I don’t know if Ephron the screenwriter intentionally put a capitalism satire on it, but it caught my attention (or I just simply over-thinking). Betapa kapitalisme merubah hal-hal personal yang ditawarkan oleh toko Kathleen, seperti kedekatan dengan pemilik, bantuan untuk memilih buku hingga pertunjukan storytelling lady untuk anak-anak, digantikan dengan tawaran kenikmatan secangkir cappuccino. Dan akhirnya keramahan dari sesama manusia kalah dengan hangatnya cappuccino dan murahnya harga sebuah buku.

Back to the movie, there were one or two scenes were miss and unimportant. For example, the scene were Birdie (Jane Stapleton), the old bookkeeper told a story about her love life long way back then, which is nothing to do with the whole story. But those dull things are forgiven with the funny and enchanting romantic story that Ephron brought to us. And also You’ve Got Mail has more than two good lines, like the lines that use by Joe Fox in the-almost-end-scene. He says;

Well... if I hadn't been Fox Books and you hadn't been The Shop Around the Corner, and you and I had just, well, met I would have asked for your number, and I wouldn't have been able to wait twenty-four hours before calling you and saying, "Hey, how about... oh, how about some coffee or, you know, drinks or dinner or a movie... for as long as we both shall live?" –Joe Fox to Kathleen Kelly. 

Thursday, April 4, 2013

Yes, I Feel Cheated by G.I Joe: Retaliation (2013).
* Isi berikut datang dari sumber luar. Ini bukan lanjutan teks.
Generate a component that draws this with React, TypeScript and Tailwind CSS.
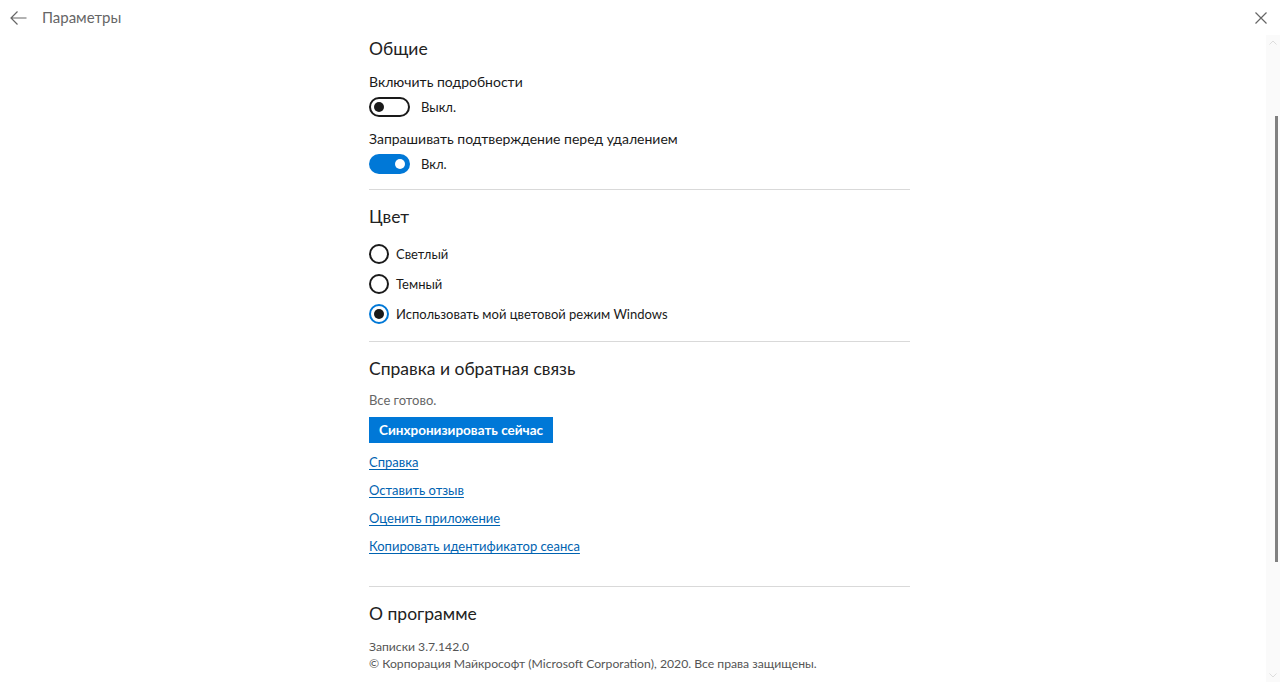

Despite a lot of reviews saying that the first G.I Joe movie (G.I Joe: Rise of the Cobra. 2009) was stupid, I love the movie. It’s goofy, fun, showed me a lot of good stuffs and a shallow entertainment. And I guess a lot of people liked the first one too, because it made huge amount of money and now they make a sequel (I hear they alreadyplanning to make the third).



G.I Joe: Retaliation itu menipu. Oke, sulit untuk membahas ini tanpa memberikan spoiler pada para pembaca. Tapi jujur setelah menonton film itu saya merasa ditipu dalam berbagai hal.

Kisah film ini masih berputar pada aksi pasukan G.I Joe yang melakukan berbagai misi rahasia, namun akhirnya harus dijebak by their commander-in chief. Akhirnya G.I Joe yang tersisa (the casualties are one of my reasons, why I feel cheated) harus bertahan hidup dan mencari si biang kerok, menghabisinya  demi balas dendam para Joe yang terbunuh dan mengembalikan nama baik pasukan. Classic.

If I have to compare between the first and the second one, I’ll choose the first one. Memang film yang pertama hanya penuh dengan ‘mainan bagus’, aksi konyol yang unrealis dan celetukan-celetukan humoris dari Ripcord (Marlon Wayans). Film yang kedua memiliki sisi realis yang jauh lebih banyak, less nice toys, and more twist that could makes the audience ‘hoo-ah’ during watching this movie. Tapi toh tak membuat film ini jadi lebih exciting untuk ditonton.

Saya memang bukan penggemar action figures atau animated series-nya, tapi saya rasa film ini seharusnya bisa menggunakan less character. Banyak karakter muncul yang menurut saya tidak perlu, datang dengan tiba-tiba dan hanya tempelan di layar bioskop. Jinx (Elodie Yung) misalnya, saya rasa kalaupun dia tidak ada, film ini tidak akan ada bedanya. Dan yang paling disayangkan adalah kehadiran sosok Bruce Willis, yang menjadi sang legenda Joe Colton, jendral yang (mungkin) mendirikan pasukan G.I Joe, sudah pensiun tapi masih bisa ‘berulah’ (RED: Retired, Extremely Dangerous?). Salah satu daya tarik G.I Joe: Retaliation adalah kemungkinan bisa melihat Willis beraksi, namun lagi-lagi saya dikecewakan. Which means he should stop did another dumb bit part, like in Expendables.

Nilai plus dari film yang jarang ada dalam film semacam G.I Joe, ialah sentuhan realis dan humanis yang terselip. Misalnya lewat adegan yang memperlihatkan Duke (Channing Tatum) dan Roadblock (Dwayne Johnson) bermain game dan bercanda dengan anak-anak Roadblock. Lalu celetukan mengenai acara televisi ‘Top Chef’, karaoke night with Roadblock’s kids, and seeing the suburb for General Joe’s home menambah unsur humanis, yang mungkin tidak terlalu disadari penonton, but caught my attention. Selain sisi realism itu, momen terbaik saya adalah menyaksikan pertarungan antar ninja. Well, kind of stupid, but yes, it made me hold my breath little bit.

Even with change the director (from Stephen Sommers to Jon M. Chu) it wasn't a distinctive or compelling. And why the movie still reign at the top box office and made gazillions dollars? I guess the receipt for G.I Joe: Retaliation’s success are the ninja zip-lining fighting, a chance to see shirtless Channing Tatum (you watch the wrong movie, dude), Bruce Willis and see, if I could see a lot of nice toys (sadly, it wasn't). So, if many people thing that the first one is stupid, I think the second one is G.I Joke.